Team Development Stage 2: Storming

Ahhh…conflict.  It’s unavoidable in working with teams, and Stage 2 of Tuckman’s Model of Group Development- Storming- is often characterized by this conflict.


The purpose for the team is becoming more clear, but plenty of questions still remain. Some of the early enthusiasm for the team may wane as they find it takes longer to make progress than they had anticipated, leading to some frustrations. In this stage team members begin to form relationships with one another. Some quickly “gel” and others, not so much. People begin to vie for position and may push against boundaries as they become more comfortable within the team. Some on the team who are very conflict adverse may become increasingly uncomfortable as others become more apt to share differing opinions.

The leader should expect to be challenged by some team members during this stage as individuals jockey for position and power. The leader must remain positive in the face of conflict, ready to listen and prepared to be an active participant in conflict resolution. The leader should make sure that team members are clearly aware of their tasks and responsibilities and continues to focus on these instead of on conflict.

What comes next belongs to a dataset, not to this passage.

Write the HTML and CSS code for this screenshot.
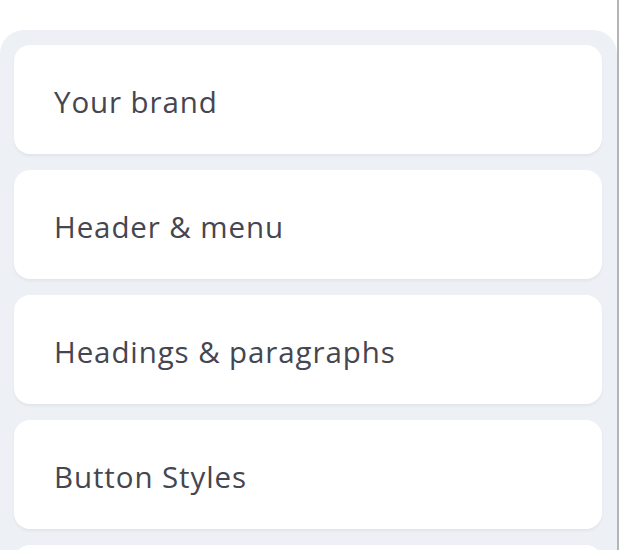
FILE: index.html
```html
<!DOCTYPE html>
<html>
<head>
<meta charset="utf-8">
<link rel="stylesheet" href="styles.css">
</head>
<body>
<div class="frame">
  <div class="panel">
    <div class="card">Your brand</div>
    <div class="card">Header &amp; menu</div>
    <div class="card">Headings &amp; paragraphs</div>
    <div class="card">Button Styles</div>
    <div class="card"></div>
  </div>
</div>
</body>
</html>
```
FILE: styles.css
```css
html, body {
  margin: 0;
  padding: 0;
  background: #ffffff;
  height: 550px;
  overflow: hidden;
}
.frame {
  width: 619px;
  height: 550px;
  border-right: 2px solid #b5b5b7;
  padding-top: 30px;
  box-sizing: border-box;
}
.panel {
  background: #edf1f5;
  border-radius: 24px 24px 0 0;
  padding: 15px 15px 0 14px;
  display: flex;
  flex-direction: column;
  gap: 16px;
  height: 600px;
}
.card {
  background: #ffffff;
  border-radius: 16px;
  height: 109px;
  flex: none;
  display: flex;
  align-items: center;
  padding-left: 40px;
  padding-top: 4px;
  box-sizing: border-box;
  box-shadow: 0 2px 3px rgba(30, 50, 80, 0.06);
  font-family: "Open Sans", sans-serif;
  font-size: 29.5px;
  letter-spacing: 0.9px;
  color: #45464f;
}
```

• Engage team members in understanding (and appreciating) their inherent differences with tools like the Myers Briggs Temperament Inventory, Real Colors, and the DISC Communications Style Inventory.
• Resolve conflict swiftly when it occurs. Do not allow conflicts to fester.
• Explain Tuckman’s Model of Group Development to the team such that they understand that the Storming stage is normal and expected in team development.
• Coach team members in conflict resolution skills.
• Remind team of their goals and help them focus on these.
• Continue negotiating ground rules for the team that all can agree upon.
• Be clear with the team on the progress they have made.
• If the team remains confused on any goals, roles, or tasks- these should be reexamined and redefined for clarity.